Sacralizado por Le Corbusier y sus discípulos brutalistas, el concreto fue estigmatizado por su frialdad y carencia de personalidad.
Hay obras de primeras figuras de la arquitectura mundial como Zaha Hadid, Herzog & de Meuron y Steven Holl, que adaptan el maleable material al ambiente.
El hormigón, la piedra líquida que nos rodea y acoge, ha sido admirado, estigmatizado y odiado.
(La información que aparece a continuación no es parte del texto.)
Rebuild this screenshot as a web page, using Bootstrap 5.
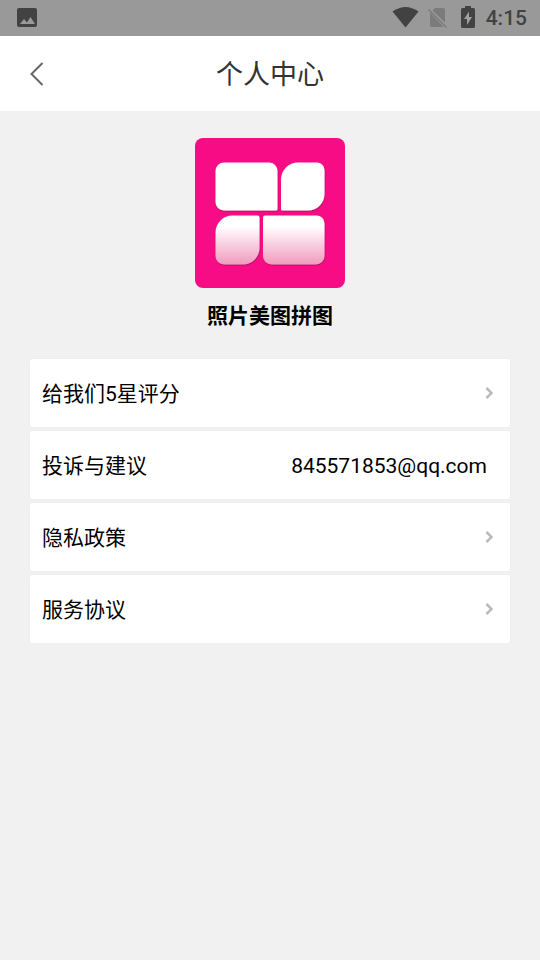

Gran negocio —el cemento para producirlo alcanza la cifra de 3.000 millones de toneladas anuales en el mundo (más de la mitad, destinadas a China) y cimienta uno de los mayores emporios globales: se calculan más 100.000 millones de dólares en ganancias este año para el sector—, es un material tan imprescindible como antiguo, presente en formas bastas en las antiguas construcciones de Egipto y Grecia, que explica su éxito y necesidad con la simple etimología de la palabra, del latín formicō (o formáceo), moldeable o dar forma.
Como material básico para la arquitectura de autor, el hormigón ha corrido una suerte zigzagueante. Aunque ya había sido usado para pasmo de los contemporáneos en monumentos como la cúpula del Panteón de Agripa, construida entre los años 118 y 125 y edificada con opera latericia (hormigón con ladrillo) y la mayor del mundo durante siglos con 43 metros de diámetro, sólo a finales del siglo XIX, con la difusión del Cemento Portland —conglomerante hidráulico que, al ser mezclado con áridos, agua y fibras de acero forma una masa pétrea resistente y duradera— comenzó a ser el material de construcción más usado.